As some of our customers may have been aware, there was an outage yesterday with our website between 11:00am - 6:30pm. During this time our website, and subsequently NodePanel, was inaccessible. Customer servers continued to operate and control of servers was still something our staff could manage. Part of our new infrastructure allows us to build an interface at our website which communicates with our backbone API which means that when we have problems with our web server, we are not down with our logic operations, but just the interface our customers interact with.
Outage Details
We recently moved to a new provider that offers DDoS protection for our website. While our new provider provides a great protection from attacks, it isn't built with any redundancy to protect us from hardware issues or network problems with an upstream provider. The server that hosts our website had a hardware failure which knocked us offline for the aforementioned time.
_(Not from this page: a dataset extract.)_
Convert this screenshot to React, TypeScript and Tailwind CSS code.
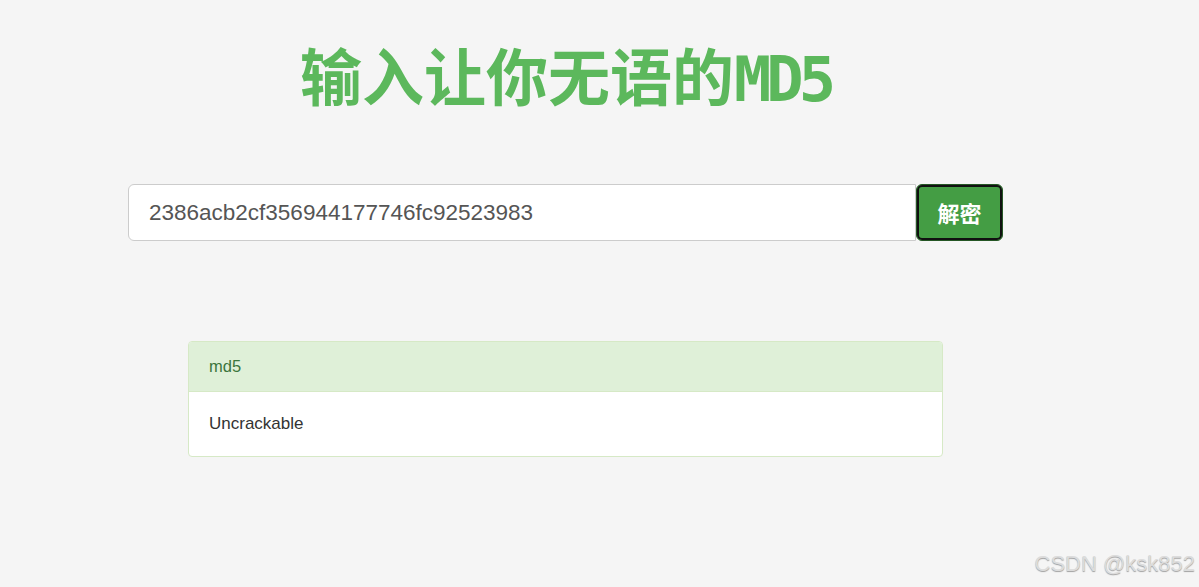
export default function App() {
  return (
    <div
      className="relative min-h-[587px] w-full bg-[#f5f5f5] text-[#333]"
      style={{ fontFamily: '"Liberation Sans", Arial, "Noto Sans CJK SC", sans-serif' }}
    >
      <div className="ml-[128px] w-[875px] pt-[34px]">
        <h1 className="text-center text-[62px] font-bold leading-[80px] text-[#5cb85c] [font-family:'Noto_Sans_CJK_SC',sans-serif]">
          输入让你无语的
          <span className="inline-block origin-left tracking-[-5px] [font-family:'DejaVu_Sans_Mono',monospace]">
            MD5
          </span>
        </h1>

        <div className="mt-[64px] flex h-[57px]">
          <input
            type="text"
            readOnly
            value="2386acb2cf356944177746fc92523983"
            className="h-full flex-1 rounded-l-[6px] border border-[#ccc] bg-white px-5 text-[22.5px] text-[#555] outline-none"
          />
          <button
            type="button"
            className="h-full w-[87px] rounded-[6px] border border-[#255625] bg-[#449d44] text-[22px] font-bold text-white shadow-[inset_0_0_0_2px_#111] [font-family:'Noto_Sans_CJK_SC',sans-serif]"
          >
            解密
          </button>
        </div>
      </div>

      <div className="ml-[188px] mt-[100px] w-[755px] overflow-hidden rounded-[4px] border border-[#d6e9c6] bg-white">
        <div className="flex h-[50px] items-center border-b border-[#d6e9c6] bg-[#dff0d8] px-5 text-[16.5px] text-[#3c763d]">
          md5
        </div>
        <div className="flex h-[64px] items-center px-5 text-[17px] text-[#333]">
          Uncrackable
        </div>
      </div>

      <div className="absolute bottom-[7px] right-[4px] text-[22px] text-[#dcdcdc] [text-shadow:0_1px_1px_#a0a0a0]">
        CSDN @ksk852
      </div>
    </div>
  );
}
Website Restoration Issues
We have had a contingency plan in place to handle an event such as this, however we overlooked two important things in our original plan
While we still can move the customer facing website, we are not handling our billing service outage. A series of live changes were not pushed to our internal git which prevented us from rebuilding the site on another server as a temporary solution. While we typically never make live changes, this week has had a lot of small and minor bug fixes which needed a solution to be implemented instantly.
Future Prevention Mechanisms
Whilst the outage didn't affect our customers directly, it prevented them from fully managing their services and ultimately affects trust by our customers for our brand. We are currently working to deploy a redundant infrastructure to better prevent an outage if one server or provider has any problems in future. Furthermore, a better update schedule and development routine may give us a better set of options should this issue arise again.
In Closing
We feel it's important for us to be open and transparent regarding these types of issues. We want our customers to celebrate the victory we share when things go well, but we also feel that we owe it to them to share our failures as well, as without this, there is no trust in that customer-provider relationship. We appreciate our customers patience and understanding in these matters. While this wasn't the ideal learning scenario, this is something you will find in the, hopefully minimal, future incidents similar to this.